Task brief:
In this exercise, return the whole listing exactly, excluding any images.

BEGIN Stored data

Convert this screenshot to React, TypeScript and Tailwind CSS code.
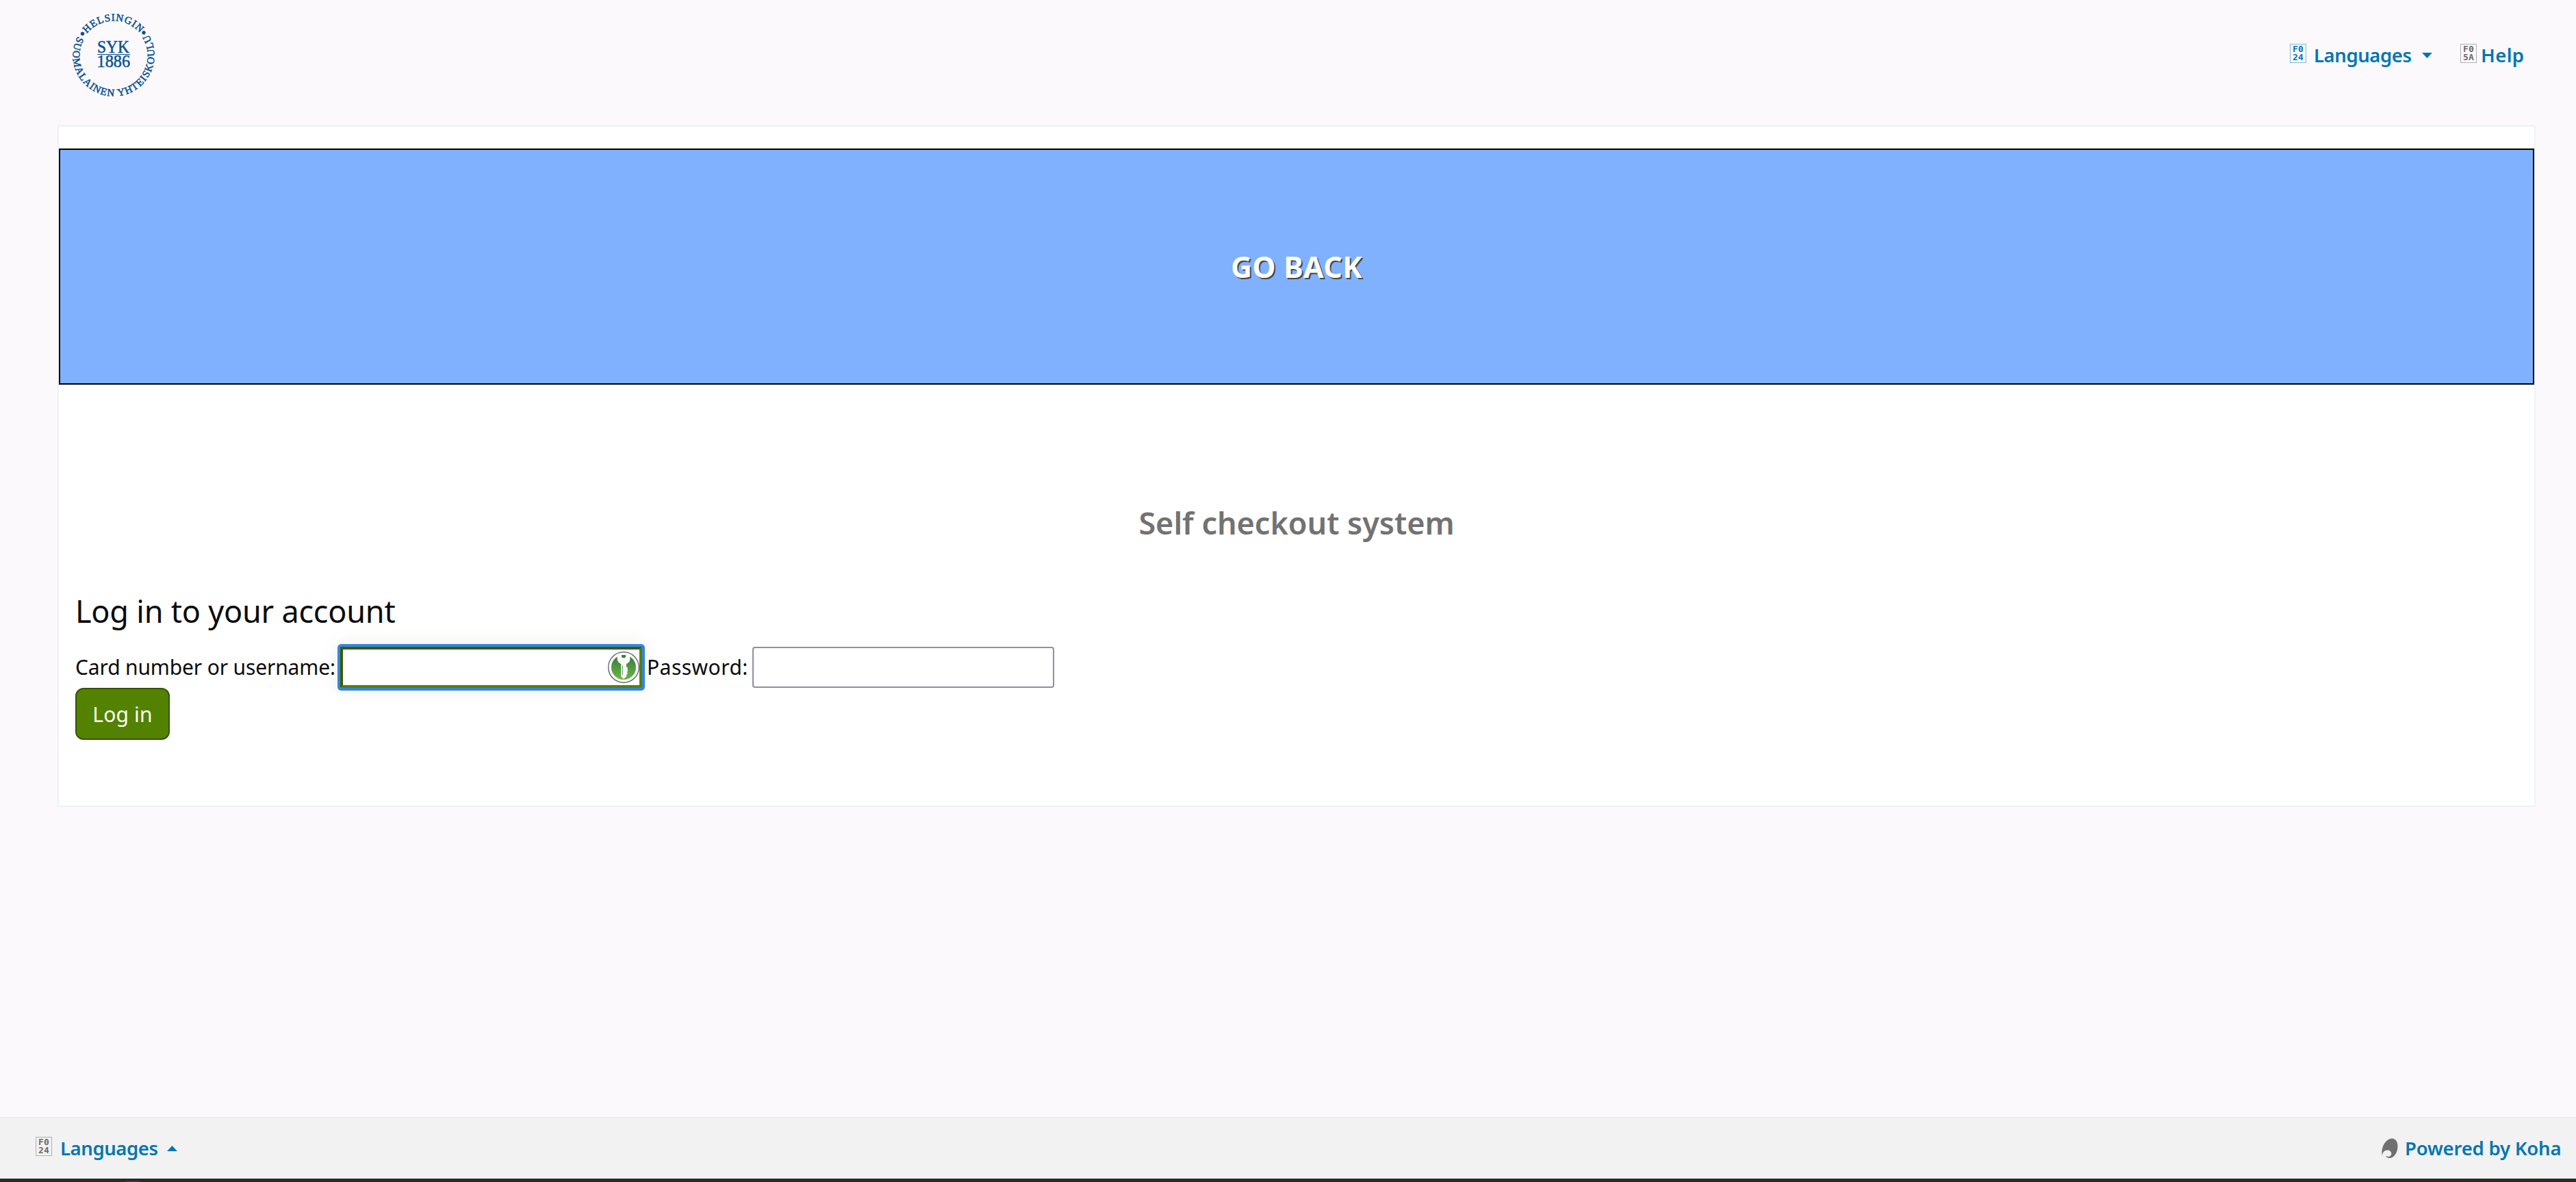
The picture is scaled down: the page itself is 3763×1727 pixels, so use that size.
import React from "react";

function HexGlyph({ top, bottom, tone }: { top: string; bottom: string; tone: string }) {
  return (
    <span
      className={`flex h-7 w-6 -translate-y-[3px] flex-col items-center justify-center border font-['DejaVu_Sans_Mono',monospace] text-[13px] leading-[12px] font-bold tracking-[0.2px] ${tone}`}
    >
      <span>{top}</span>
      <span>{bottom}</span>
    </span>
  );
}

function Logo() {
  return (
    <svg width="120" height="120" viewBox="0 0 120 120" fill="#0a5290" className="overflow-visible font-['Liberation_Serif',serif]">
      <defs>
        <path id="ring-top" d="M20.8 28.2A50.5 50.5 0 0 1 98.1 26.9" />
        <path id="ring-bottom" d="M7.5 32.1A59.5 59.5 0 1 0 112 31.2" />
      </defs>
      <g fontSize="15" stroke="#0a5290" strokeWidth="0.55">
        <text><textPath href="#ring-top" textLength="88" lengthAdjust="spacing">HELSINGIN</textPath></text>
        <text><textPath href="#ring-bottom" textLength="248" lengthAdjust="spacing">SUOMALAINEN YHTEISKOULU</textPath></text>
      </g>
      <circle cx="14.5" cy="28.3" r="2.7" />
      <circle cx="104" cy="26.7" r="2.7" />
      <g fontSize="25" stroke="#0a5290" strokeWidth="0.5">
        <text x="36" y="56.3" textLength="47" lengthAdjust="spacingAndGlyphs">SYK</text>
        <text x="35.5" y="77" textLength="48.5" lengthAdjust="spacingAndGlyphs">1886</text>
      </g>
      <rect x="36" y="58" width="48" height="1" />
    </svg>
  );
}

function KeyIcon() {
  return (
    <svg width="46" height="46" viewBox="0 0 46 46">
      <defs>
        <linearGradient id="key-green" x1="0" y1="0" x2="0" y2="1">
          <stop offset="0" stopColor="#327a38" />
          <stop offset="1" stopColor="#6fb548" />
        </linearGradient>
      </defs>
      <circle cx="23" cy="23" r="22.3" fill="#fafafa" stroke="#55555a" strokeWidth="1.2" />
      <circle cx="23" cy="23" r="18" fill="url(#key-green)" />
      <path
        d="M13.5 3.5H32.5L32.3 12.5C31.5 15.5 29 17 27 18V22.5L29.2 23.5L28.5 25.5L29.3 28L27.8 30L29 31.5L27 34.5V36.5L23 40L19.2 36.5V18C16.5 17 14.5 15 13.8 12.5Z"
        fill="#fafafa"
      />
      <path d="M20 5H26V7.500L24.800 9.200H21.200L20 7.500Z" fill="#38803a" />
      <path d="M21.500 20V34" stroke="#63a856" strokeWidth="1" />
    </svg>
  );
}

function KohaMark() {
  return (
    <svg width="24" height="30" viewBox="0 0 24 30">
      <path
        d="M0.8 26C-1.3 13 6 0.5 15.5 0.5C21 0.5 23.7 6 23.5 12.5C23.2 21.5 18 29 11.5 29C8.5 29 6.5 27.5 6.5 25.5C8.5 27.8 13.8 27.5 14.3 23C14.5 19.5 11.5 17.3 8 17.5C4 17.7 1.3 20.5 0.8 26Z"
        fill="#707070"
      />
    </svg>
  );
}

const link = "text-[27.5px] leading-10 font-semibold whitespace-nowrap text-[#0076b2]";

export default function App() {
  return (
    <div className="flex h-[1727px] w-full flex-col overflow-hidden bg-[#fbf9fc] font-['Noto_Sans',sans-serif] text-[#0b0b0b]">
      <header className="flex h-[162px] shrink-0 items-center justify-between pr-[76px] pl-[106px]">
        <Logo />
        <nav className="flex items-center">
          <a className="flex items-center text-[#0076b2]">
            <HexGlyph top="F0" bottom="24" tone="border-[#7fb9d8] text-[#0076b2]" />
            <span className={`ml-[11px] w-[158px] tracking-[-0.42px] ${link}`}>Languages</span>
            <svg width="15" height="8" viewBox="0 0 15 8" fill="#0076b2"><path d="M0 0H15L7.500 8Z" /></svg>
          </a>
          <a className="ml-[41px] flex items-center">
            <HexGlyph top="F0" bottom="5A" tone="border-[#b0afb1] text-[#6b6b6b]" />
            <span className={`ml-[6px] w-[63px] tracking-[0.4px] ${link}`}>Help</span>
          </a>
        </nav>
      </header>

      <main className="mt-[21px] mr-[59px] ml-[84px] flex h-[996px] shrink-0 flex-col border-2 border-[#eef2f4] bg-white pt-8">
        <button className="h-[345px] shrink-0 border-2 border-black bg-[#80b1ff] text-[43px] leading-[60px] font-bold tracking-[0.3px] text-white [text-shadow:2px_2px_0_#474747]">
          GO BACK
        </button>
        <h1 className="mt-[172px] text-center text-[45px] leading-[60px] font-semibold tracking-[-0.05px] text-[#727272]">
          Self checkout system
        </h1>
        <section className="px-6">
          <h2 className="mt-[69px] text-[45px] leading-[60px] tracking-[-0.22px]">Log in to your account</h2>
          <div className="mt-[22px] flex h-[60px] items-center text-[30px] leading-[60px] whitespace-nowrap">
            <label className="w-[387px] tracking-[-0.15px]">Card number or username:</label>
            <div className="flex h-[60px] w-[441px] items-center justify-end rounded-[2px] border-4 border-t-[#3a5c00] border-r-[#538200] border-b-[#538200] border-l-[#3a5c00] bg-white shadow-[0_0_0_4px_#3584e4,0_0_24px_4px_rgba(83,130,0,0.1)]">
              <KeyIcon />
            </div>
            <label className="ml-[7px] w-[154px] tracking-[0.45px]">Password:</label>
            <div className="h-[60px] w-[441px] rounded-[4px] border-2 border-[#8f8f9d] bg-white" />
          </div>
          <button className="h-[76px] w-[138px] rounded-[12px] border-2 border-[#355400] bg-[#538200] text-[30px] tracking-[0.15px] text-white">
            Log in
          </button>
        </section>
      </main>

      <footer className="mt-auto flex h-[90px] shrink-0 items-center justify-between border-t-2 border-[#ededed] bg-[#f2f2f2] pr-[21px] pl-[52px]">
        <a className="flex items-center">
          <HexGlyph top="F0" bottom="24" tone="border-[#b0b0b0] text-[#6b6b6b]" />
          <span className={`ml-[12px] w-[156px] tracking-[-0.42px] ${link}`}>Languages</span>
          <svg width="15" height="8" viewBox="0 0 15 8" fill="#0076b2"><path d="M0 8H15L7.500 0Z" /></svg>
        </a>
        <a className="flex items-center">
          <KohaMark />
          <span className={`ml-[10px] w-[229px] tracking-[-0.2px] ${link}`}>Powered by Koha</span>
        </a>
      </footer>
      <div className="flex h-[5px] shrink-0 items-end bg-[#2b2a2b]">
        <div className="ml-[184px] h-px w-5 bg-[#4a4953]" />
      </div>
    </div>
  );
}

END Stored data

Written answer:
Convert this screenshot to React, TypeScript and Tailwind CSS code.
The picture is scaled down: the page itself is 3763×1727 pixels, so use that size.
import React from "react";

function HexGlyph({ top, bottom, tone }: { top: string; bottom: string; tone: string }) {
  return (
    <span
      className={`flex h-7 w-6 -translate-y-[3px] flex-col items-center justify-center border font-['DejaVu_Sans_Mono',monospace] text-[13px] leading-[12px] font-bold tracking-[0.2px] ${tone}`}
    >
      <span>{top}</span>
      <span>{bottom}</span>
    </span>
  );
}

function Logo() {
  return (
    <svg width="120" height="120" viewBox="0 0 120 120" fill="#0a5290" className="overflow-visible font-['Liberation_Serif',serif]">
      <defs>
        <path id="ring-top" d="M20.8 28.2A50.5 50.5 0 0 1 98.1 26.9" />
        <path id="ring-bottom" d="M7.5 32.1A59.5 59.5 0 1 0 112 31.2" />
      </defs>
      <g fontSize="15" stroke="#0a5290" strokeWidth="0.55">
        <text><textPath href="#ring-top" textLength="88" lengthAdjust="spacing">HELSINGIN</textPath></text>
        <text><textPath href="#ring-bottom" textLength="248" lengthAdjust="spacing">SUOMALAINEN YHTEISKOULU</textPath></text>
      </g>
      <circle cx="14.5" cy="28.3" r="2.7" />
      <circle cx="104" cy="26.7" r="2.7" />
      <g fontSize="25" stroke="#0a5290" strokeWidth="0.5">
        <text x="36" y="56.3" textLength="47" lengthAdjust="spacingAndGlyphs">SYK</text>
        <text x="35.5" y="77" textLength="48.5" lengthAdjust="spacingAndGlyphs">1886</text>
      </g>
      <rect x="36" y="58" width="48" height="1" />
    </svg>
  );
}

function KeyIcon() {
  return (
    <svg width="46" height="46" viewBox="0 0 46 46">
      <defs>
        <linearGradient id="key-green" x1="0" y1="0" x2="0" y2="1">
          <stop offset="0" stopColor="#327a38" />
          <stop offset="1" stopColor="#6fb548" />
        </linearGradient>
      </defs>
      <circle cx="23" cy="23" r="22.3" fill="#fafafa" stroke="#55555a" strokeWidth="1.2" />
      <circle cx="23" cy="23" r="18" fill="url(#key-green)" />
      <path
        d="M13.5 3.5H32.5L32.3 12.5C31.5 15.5 29 17 27 18V22.5L29.2 23.5L28.5 25.5L29.3 28L27.8 30L29 31.5L27 34.5V36.5L23 40L19.2 36.5V18C16.5 17 14.5 15 13.8 12.5Z"
        fill="#fafafa"
      />
      <path d="M20 5H26V7.500L24.800 9.200H21.200L20 7.500Z" fill="#38803a" />
      <path d="M21.500 20V34" stroke="#63a856" strokeWidth="1" />
    </svg>
  );
}

function KohaMark() {
  return (
    <svg width="24" height="30" viewBox="0 0 24 30">
      <path
        d="M0.8 26C-1.3 13 6 0.5 15.5 0.5C21 0.5 23.7 6 23.5 12.5C23.2 21.5 18 29 11.5 29C8.5 29 6.5 27.5 6.5 25.5C8.5 27.8 13.8 27.5 14.3 23C14.5 19.5 11.5 17.3 8 17.5C4 17.7 1.3 20.5 0.8 26Z"
        fill="#707070"
      />
    </svg>
  );
}

const link = "text-[27.5px] leading-10 font-semibold whitespace-nowrap text-[#0076b2]";

export default function App() {
  return (
    <div className="flex h-[1727px] w-full flex-col overflow-hidden bg-[#fbf9fc] font-['Noto_Sans',sans-serif] text-[#0b0b0b]">
      <header className="flex h-[162px] shrink-0 items-center justify-between pr-[76px] pl-[106px]">
        <Logo />
        <nav className="flex items-center">
          <a className="flex items-center text-[#0076b2]">
            <HexGlyph top="F0" bottom="24" tone="border-[#7fb9d8] text-[#0076b2]" />
            <span className={`ml-[11px] w-[158px] tracking-[-0.42px] ${link}`}>Languages</span>
            <svg width="15" height="8" viewBox="0 0 15 8" fill="#0076b2"><path d="M0 0H15L7.500 8Z" /></svg>
          </a>
          <a className="ml-[41px] flex items-center">
            <HexGlyph top="F0" bottom="5A" tone="border-[#b0afb1] text-[#6b6b6b]" />
            <span className={`ml-[6px] w-[63px] tracking-[0.4px] ${link}`}>Help</span>
          </a>
        </nav>
      </header>

      <main className="mt-[21px] mr-[59px] ml-[84px] flex h-[996px] shrink-0 flex-col border-2 border-[#eef2f4] bg-white pt-8">
        <button className="h-[345px] shrink-0 border-2 border-black bg-[#80b1ff] text-[43px] leading-[60px] font-bold tracking-[0.3px] text-white [text-shadow:2px_2px_0_#474747]">
          GO BACK
        </button>
        <h1 className="mt-[172px] text-center text-[45px] leading-[60px] font-semibold tracking-[-0.05px] text-[#727272]">
          Self checkout system
        </h1>
        <section className="px-6">
          <h2 className="mt-[69px] text-[45px] leading-[60px] tracking-[-0.22px]">Log in to your account</h2>
          <div className="mt-[22px] flex h-[60px] items-center text-[30px] leading-[60px] whitespace-nowrap">
            <label className="w-[387px] tracking-[-0.15px]">Card number or username:</label>
            <div className="flex h-[60px] w-[441px] items-center justify-end rounded-[2px] border-4 border-t-[#3a5c00] border-r-[#538200] border-b-[#538200] border-l-[#3a5c00] bg-white shadow-[0_0_0_4px_#3584e4,0_0_24px_4px_rgba(83,130,0,0.1)]">
              <KeyIcon />
            </div>
            <label className="ml-[7px] w-[154px] tracking-[0.45px]">Password:</label>
            <div className="h-[60px] w-[441px] rounded-[4px] border-2 border-[#8f8f9d] bg-white" />
          </div>
          <button className="h-[76px] w-[138px] rounded-[12px] border-2 border-[#355400] bg-[#538200] text-[30px] tracking-[0.15px] text-white">
            Log in
          </button>
        </section>
      </main>

      <footer className="mt-auto flex h-[90px] shrink-0 items-center justify-between border-t-2 border-[#ededed] bg-[#f2f2f2] pr-[21px] pl-[52px]">
        <a className="flex items-center">
          <HexGlyph top="F0" bottom="24" tone="border-[#b0b0b0] text-[#6b6b6b]" />
          <span className={`ml-[12px] w-[156px] tracking-[-0.42px] ${link}`}>Languages</span>
          <svg width="15" height="8" viewBox="0 0 15 8" fill="#0076b2"><path d="M0 8H15L7.500 0Z" /></svg>
        </a>
        <a className="flex items-center">
          <KohaMark />
          <span className={`ml-[10px] w-[229px] tracking-[-0.2px] ${link}`}>Powered by Koha</span>
        </a>
      </footer>
      <div className="flex h-[5px] shrink-0 items-end bg-[#2b2a2b]">
        <div className="ml-[184px] h-px w-5 bg-[#4a4953]" />
      </div>
    </div>
  );
}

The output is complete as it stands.